Indigenous Men Less Likely to Receive PSA Testing

Rural doctor walking into town
Indigenous men with prostate cancer are also more likely to have higher-risk disease characteristics

(HealthDay News) — Indigenous men are less likely to receive prostate-specific antigen (PSA) testing and are more likely to be diagnosed with higher-risk prostate cancer, according to a study published online in Cancer.

Alex Kiciak, MD, from the University of Alberta in Edmonton, Canada, and colleagues conducted an observational cohort study of men diagnosed with prostate cancer between June 2014 and October 2022 to examine disparities between Indigenous and non-Indigenous men. Data were examined for 1,444,947 men.
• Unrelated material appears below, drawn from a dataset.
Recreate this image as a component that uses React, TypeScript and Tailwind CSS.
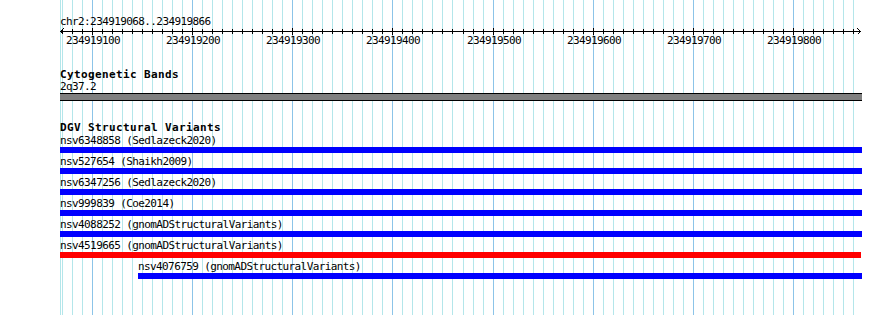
/*
 * Genome browser panel: ruler, cytogenetic band track, DGV structural variants.
 * 1 px per bp across 60..860, grid line every 10 bp.
 */

const START = 234919068;
const END = 234919866;
const LEFT = 60;
const WIDTH = 800;

const toX = (bp: number) => Math.round(LEFT + ((bp - START) * WIDTH) / (END - START + 1));

const gridBps: number[] = [];
for (let bp = 234919070; bp <= 234919860; bp += 10) gridBps.push(bp);

const variants = [
  { label: 'nsv6348858 (Sedlazeck2020)', color: 'bg-[#0000ff]', indent: false, short: false },
  { label: 'nsv527654 (Shaikh2009)', color: 'bg-[#0000ff]', indent: false, short: false },
  { label: 'nsv6347256 (Sedlazeck2020)', color: 'bg-[#0000ff]', indent: false, short: false },
  { label: 'nsv999839 (Coe2014)', color: 'bg-[#0000ff]', indent: false, short: false },
  { label: 'nsv4088252 (gnomADStructuralVariants)', color: 'bg-[#0000ff]', indent: false, short: false },
  { label: 'nsv4519665 (gnomADStructuralVariants)', color: 'bg-[#ff0000]', indent: false, short: true },
  { label: 'nsv4076759 (gnomADStructuralVariants)', color: 'bg-[#0000ff]', indent: true, short: false },
];

const mono = "font-['DejaVu_Sans_Mono',monospace]";

const Grid = () => (
  <svg className="absolute inset-0" width={890} height={315} shapeRendering="crispEdges">
    <line x1={60.5} y1={0} x2={60.5} y2={315} stroke="#b4e6ea" />
    {gridBps.map((bp) => {
      const x = toX(bp) + 0.5;
      const major = bp % 100 === 0;
      return <line key={bp} x1={x} y1={0} x2={x} y2={315} stroke={major ? '#8cc4e8' : '#b4e6ea'} />;
    })}
  </svg>
);

const Ruler = () => (
  <svg width={890} height={20} className="block" shapeRendering="crispEdges">
    <line x1={60} y1={4.5} x2={861} y2={4.5} stroke="#000" />
    <polyline points="63.5,1.5 60.5,4.5 63.5,7.5" fill="none" stroke="#000" />
    <polyline points="857.5,1.5 860.5,4.5 857.5,7.5" fill="none" stroke="#000" />
    {gridBps.map((bp) => {
      const x = toX(bp) + 0.5;
      const major = bp % 100 === 0;
      return <line key={bp} x1={x} y1={major ? 1 : 2} x2={x} y2={major ? 8 : 7} stroke="#000" />;
    })}
    {gridBps
      .filter((bp) => bp % 100 === 0)
      .map((bp) => (
        <text
          key={bp}
          x={toX(bp) + 1}
          y={17}
          textAnchor="middle"
          fontFamily="'DejaVu Sans Mono', monospace"
          fontSize={11}
          letterSpacing={-0.6}
          fill="#000"
        >
          {bp}
        </text>
      ))}
  </svg>
);

export default function App() {
  return (
    <div className="relative w-[890px] h-[315px] bg-white overflow-hidden">
      <Grid />
      <div className={`relative flex flex-col pt-[16px] ${mono} text-[11px] tracking-[-0.6px] text-black`}>
        <div className="ml-[60px] h-[11px] leading-[11px] whitespace-pre">chr2:234919068..234919866</div>
        <div className="mt-[0px]">
          <Ruler />
        </div>

        {/* Cytogenetic Bands */}
        <div className="ml-[60px] mt-[22px] h-[12px] leading-[11px] font-bold tracking-[0.38px] whitespace-pre">
          Cytogenetic Bands
        </div>
        <div className="ml-[60px] h-[11px] leading-[11px]">2q37.2</div>
        <div className="ml-[60px] mt-[1px] w-[802px] h-[8px] bg-[#808080] border-y border-black" />

        {/* DGV Structural Variants */}
        <div className="ml-[60px] mt-[21px] h-[12px] leading-[11px] font-bold tracking-[0.38px] whitespace-pre">
          DGV Structural Variants
        </div>
        <div className="mt-[1px] flex flex-col">
          {variants.map((v) => (
            <div key={v.label} className={`flex flex-col mb-[3px] ${v.indent ? 'ml-[138px]' : 'ml-[60px]'}`}>
              <div className="h-[12px] leading-[12px] whitespace-pre">{v.label}</div>
              <div
                className={`h-[6px] ${v.color} ${v.indent ? 'w-[724px]' : v.short ? 'w-[801px]' : 'w-[802px]'}`}
              />
            </div>
          ))}
        </div>
      </div>
    </div>
  );
}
The researchers found that men in Indigenous communities were less likely than those outside of Indigenous communities to have PSA testing performed (32 vs 46 PSA tests per 100 men aged 50 to 70 within 1 year). Of the 6049 men diagnosed with prostate cancer, Indigenous men had higher-risk disease characteristics than non-Indigenous men, including a higher proportion with PSA ≥10 ng/ml (48 vs 30%), TNM stage ≥T2 (65 vs 47%), and Gleason grade group ≥2 (79 vs 64%). Indigenous men had a higher risk of developing prostate cancer metastases than non-Indigenous men over a median follow-up of 40 months (hazard ratio, 2.3).

“The findings are significant because they identify Indigenous men as a population at risk for more aggressive prostate cancer and potentially worse survival,” a coauthor said in a statement. “Key infrastructure changes, including better access to primary care physicians, may help improve prostate cancer screening and identify men at earlier, and curable, stages of the disease.”

Several authors disclosed ties to the pharmaceutical industry.